** Work to be completed **
Pick out all lines with the word "Output" from the records that follow.

Start of Material for the task

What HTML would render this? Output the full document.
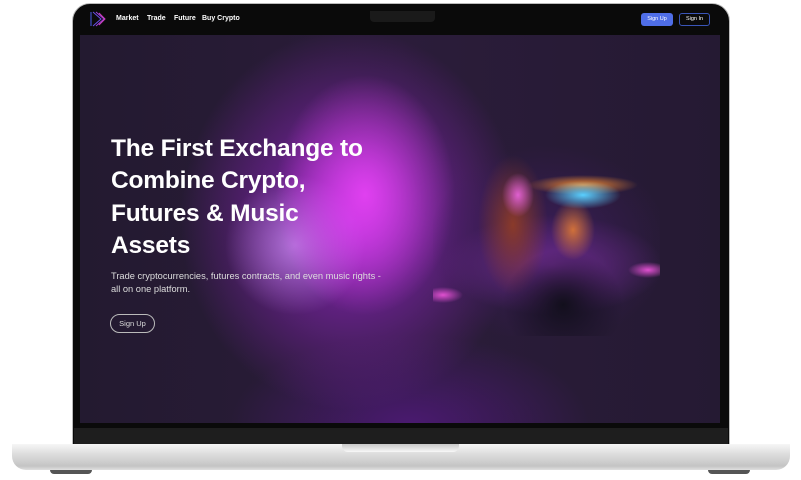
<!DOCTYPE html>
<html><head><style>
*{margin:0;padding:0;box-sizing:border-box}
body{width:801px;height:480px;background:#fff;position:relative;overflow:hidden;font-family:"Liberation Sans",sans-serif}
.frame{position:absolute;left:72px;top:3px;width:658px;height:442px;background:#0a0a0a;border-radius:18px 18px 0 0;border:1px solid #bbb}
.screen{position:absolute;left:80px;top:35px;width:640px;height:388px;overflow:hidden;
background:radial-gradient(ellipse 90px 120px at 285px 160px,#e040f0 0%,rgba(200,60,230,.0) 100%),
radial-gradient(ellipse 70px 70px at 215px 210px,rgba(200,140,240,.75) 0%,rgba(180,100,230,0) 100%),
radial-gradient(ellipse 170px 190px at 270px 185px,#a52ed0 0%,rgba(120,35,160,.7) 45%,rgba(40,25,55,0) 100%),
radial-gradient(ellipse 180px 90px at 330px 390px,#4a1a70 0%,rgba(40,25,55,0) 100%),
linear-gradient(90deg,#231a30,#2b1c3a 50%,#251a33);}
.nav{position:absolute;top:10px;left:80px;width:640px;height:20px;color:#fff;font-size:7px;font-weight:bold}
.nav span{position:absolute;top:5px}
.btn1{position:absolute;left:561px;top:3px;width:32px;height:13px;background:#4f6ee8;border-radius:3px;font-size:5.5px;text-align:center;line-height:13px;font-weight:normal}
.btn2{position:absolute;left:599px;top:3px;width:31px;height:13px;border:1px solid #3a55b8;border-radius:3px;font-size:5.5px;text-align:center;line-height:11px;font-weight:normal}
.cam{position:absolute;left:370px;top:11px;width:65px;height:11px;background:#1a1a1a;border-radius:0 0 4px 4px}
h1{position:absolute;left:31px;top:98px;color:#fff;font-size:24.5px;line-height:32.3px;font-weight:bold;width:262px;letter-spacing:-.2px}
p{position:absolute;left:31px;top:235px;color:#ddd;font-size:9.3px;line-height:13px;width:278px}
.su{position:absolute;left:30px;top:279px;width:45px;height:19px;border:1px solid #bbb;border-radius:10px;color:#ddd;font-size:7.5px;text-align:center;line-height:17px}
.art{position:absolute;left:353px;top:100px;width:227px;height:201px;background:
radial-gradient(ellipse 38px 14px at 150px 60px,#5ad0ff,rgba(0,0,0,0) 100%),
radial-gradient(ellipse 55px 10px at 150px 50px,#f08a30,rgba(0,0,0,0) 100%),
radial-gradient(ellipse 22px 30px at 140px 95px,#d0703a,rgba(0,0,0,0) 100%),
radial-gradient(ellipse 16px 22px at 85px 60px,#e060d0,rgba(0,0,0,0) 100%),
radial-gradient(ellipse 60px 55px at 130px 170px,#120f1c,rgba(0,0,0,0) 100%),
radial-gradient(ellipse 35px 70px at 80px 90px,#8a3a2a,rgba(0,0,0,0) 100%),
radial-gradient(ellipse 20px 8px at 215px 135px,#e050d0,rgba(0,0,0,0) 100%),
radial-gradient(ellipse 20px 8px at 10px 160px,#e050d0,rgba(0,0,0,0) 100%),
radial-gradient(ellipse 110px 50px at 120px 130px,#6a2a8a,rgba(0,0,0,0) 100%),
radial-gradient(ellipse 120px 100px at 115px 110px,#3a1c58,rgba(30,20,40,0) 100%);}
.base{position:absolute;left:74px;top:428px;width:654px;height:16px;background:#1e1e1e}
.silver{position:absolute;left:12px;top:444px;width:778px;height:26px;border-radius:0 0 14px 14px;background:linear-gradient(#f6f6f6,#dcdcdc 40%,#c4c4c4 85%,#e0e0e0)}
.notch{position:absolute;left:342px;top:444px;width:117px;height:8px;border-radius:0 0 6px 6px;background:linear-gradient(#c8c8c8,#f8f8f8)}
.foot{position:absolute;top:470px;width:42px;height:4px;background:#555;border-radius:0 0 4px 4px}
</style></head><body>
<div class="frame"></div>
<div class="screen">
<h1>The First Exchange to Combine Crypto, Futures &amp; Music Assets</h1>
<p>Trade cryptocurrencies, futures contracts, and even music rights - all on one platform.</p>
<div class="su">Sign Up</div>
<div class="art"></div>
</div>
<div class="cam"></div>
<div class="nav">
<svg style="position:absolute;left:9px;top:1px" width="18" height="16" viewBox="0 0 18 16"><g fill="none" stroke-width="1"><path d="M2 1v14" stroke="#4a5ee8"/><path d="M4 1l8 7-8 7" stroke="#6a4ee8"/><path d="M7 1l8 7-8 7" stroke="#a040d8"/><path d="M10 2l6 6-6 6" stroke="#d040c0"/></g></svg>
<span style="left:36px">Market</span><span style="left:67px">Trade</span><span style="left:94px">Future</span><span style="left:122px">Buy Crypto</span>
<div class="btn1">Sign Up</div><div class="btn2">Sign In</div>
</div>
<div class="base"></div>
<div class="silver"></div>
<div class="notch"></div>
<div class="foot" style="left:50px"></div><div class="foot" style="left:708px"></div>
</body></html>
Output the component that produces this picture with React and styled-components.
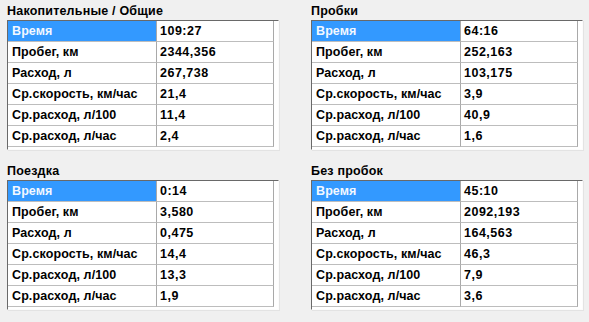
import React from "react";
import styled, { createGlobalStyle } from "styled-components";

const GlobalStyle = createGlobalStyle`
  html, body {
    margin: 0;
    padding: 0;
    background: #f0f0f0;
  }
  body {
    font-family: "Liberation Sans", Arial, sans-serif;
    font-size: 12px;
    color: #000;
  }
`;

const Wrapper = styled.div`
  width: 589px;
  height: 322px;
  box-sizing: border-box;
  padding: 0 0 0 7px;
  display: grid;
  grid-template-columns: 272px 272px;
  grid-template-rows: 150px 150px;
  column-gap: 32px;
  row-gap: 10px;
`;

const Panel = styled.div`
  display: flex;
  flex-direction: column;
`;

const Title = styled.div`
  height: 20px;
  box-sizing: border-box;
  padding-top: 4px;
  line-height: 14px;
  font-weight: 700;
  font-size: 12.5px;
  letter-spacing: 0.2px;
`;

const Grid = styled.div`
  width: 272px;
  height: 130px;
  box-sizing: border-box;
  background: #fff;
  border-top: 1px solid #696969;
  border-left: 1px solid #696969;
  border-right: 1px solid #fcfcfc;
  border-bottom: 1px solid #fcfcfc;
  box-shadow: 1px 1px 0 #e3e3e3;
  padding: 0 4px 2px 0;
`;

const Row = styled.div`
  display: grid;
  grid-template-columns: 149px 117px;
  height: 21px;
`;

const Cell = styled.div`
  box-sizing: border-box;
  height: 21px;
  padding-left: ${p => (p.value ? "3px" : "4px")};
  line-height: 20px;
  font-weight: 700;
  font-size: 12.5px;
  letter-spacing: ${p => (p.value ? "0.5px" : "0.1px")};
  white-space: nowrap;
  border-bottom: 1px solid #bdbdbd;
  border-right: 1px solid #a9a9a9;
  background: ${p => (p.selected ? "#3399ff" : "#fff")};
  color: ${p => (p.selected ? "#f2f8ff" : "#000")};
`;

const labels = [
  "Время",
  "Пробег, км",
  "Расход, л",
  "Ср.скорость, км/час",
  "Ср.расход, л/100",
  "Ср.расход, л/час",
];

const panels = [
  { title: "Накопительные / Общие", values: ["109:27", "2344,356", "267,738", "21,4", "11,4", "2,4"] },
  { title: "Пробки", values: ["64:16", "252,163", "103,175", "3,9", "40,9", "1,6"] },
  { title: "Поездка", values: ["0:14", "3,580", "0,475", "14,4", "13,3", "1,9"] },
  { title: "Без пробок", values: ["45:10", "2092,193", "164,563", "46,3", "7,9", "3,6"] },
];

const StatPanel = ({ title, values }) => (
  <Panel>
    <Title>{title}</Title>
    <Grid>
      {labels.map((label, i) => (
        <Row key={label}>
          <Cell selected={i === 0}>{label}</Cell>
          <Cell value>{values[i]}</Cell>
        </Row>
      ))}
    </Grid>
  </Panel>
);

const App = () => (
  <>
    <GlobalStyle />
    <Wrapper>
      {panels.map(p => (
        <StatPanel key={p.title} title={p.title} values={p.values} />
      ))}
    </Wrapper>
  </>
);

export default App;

End of Material for the task

** Solution **
What HTML would render this? Output the full document.
Output the component that produces this picture with React and styled-components.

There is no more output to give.